Spetta al solo legislatore, in casi come quello del sopravvenire di pronunce comunitarie ovvero di una legge retroattiva, la valutazione discrezionale, nel rispetto dei principi costituzionali coinvolti, in ordine all’eventuale introduzione di termini e modalità di “riapertura” di rapporti esauriti, nel rispetto dei principi di uguaglianza e di ragionevolezza.

Nella specie la retroattività del diritto al rimborso è stata ancorata alla norma generale per la ripetizione dell’indebito tributario (del D.P.R. n. 602 del 1973, art. 38).

Anche a voler ammettere la configurabilità di un affidamento incolpevole nella legittimità della norma vigente, la tutela di una tale situazione deve ritenersi recessiva rispetto al principio della certezza delle situazioni giuridiche, soprattutto in materia di entrate tributarie, che riceverebbe un grave vulnus, in ragione della sostanziale protrazione a tempo indeterminato dei rapporti tributari che ne deriverebbe (cfr. Cass. 13676/2014).

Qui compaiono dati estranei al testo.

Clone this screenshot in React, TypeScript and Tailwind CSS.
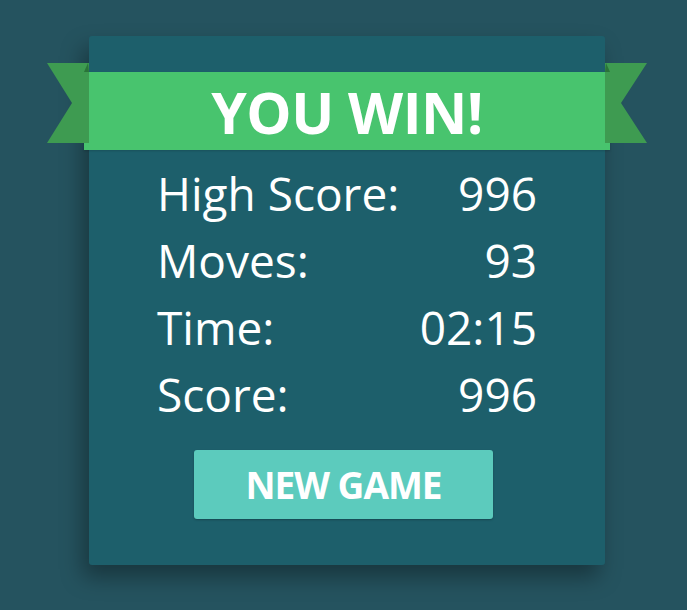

5. La questione di costituzionalità deve essere dichiarata manifestamente infondata. Il ricorso deve essere rigettato.

Le spese seguono la soccombenza.

Ai sensi del D.P.R. n. 115 del 2002, art. 13, comma 1-quater, inserito dalla L. n. 228 del 2012, art. 1, comma 17, va dichiarata la sussistenza dei presupposti per il versamento, da parte dei ricorrenti, dell’ulteriore importo a titolo di contributo unificato pari a quello dovuto per il ricorso, a norma dello stesso art. 13, comma 1-bis.

P.Q.M.

La Corte dichiara manifestamente infondata la questione di costituzionalità. Rigetta il ricorso e condanna la ricorrente al pagamento delle spese processuali che liquida in Euro 29.000,00 oltre alle spese prenotate a debito.

Ai sensi del D.P.R. n. 115 del 2002, art. 13, comma 1-quater, inserito dalla L. n. 228 del 2012, art. 1, comma 17, dichiara la sussistenza dei presupposti per il versamento, da parte dei ricorrenti, dell’ulteriore importo a titolo di contributo unificato pari a quello dovuto per il ricorso, a norma dello stesso art. 13, comma 1-bis.

Così deciso in Roma, nella Camera di consiglio, il 12 giugno 2019.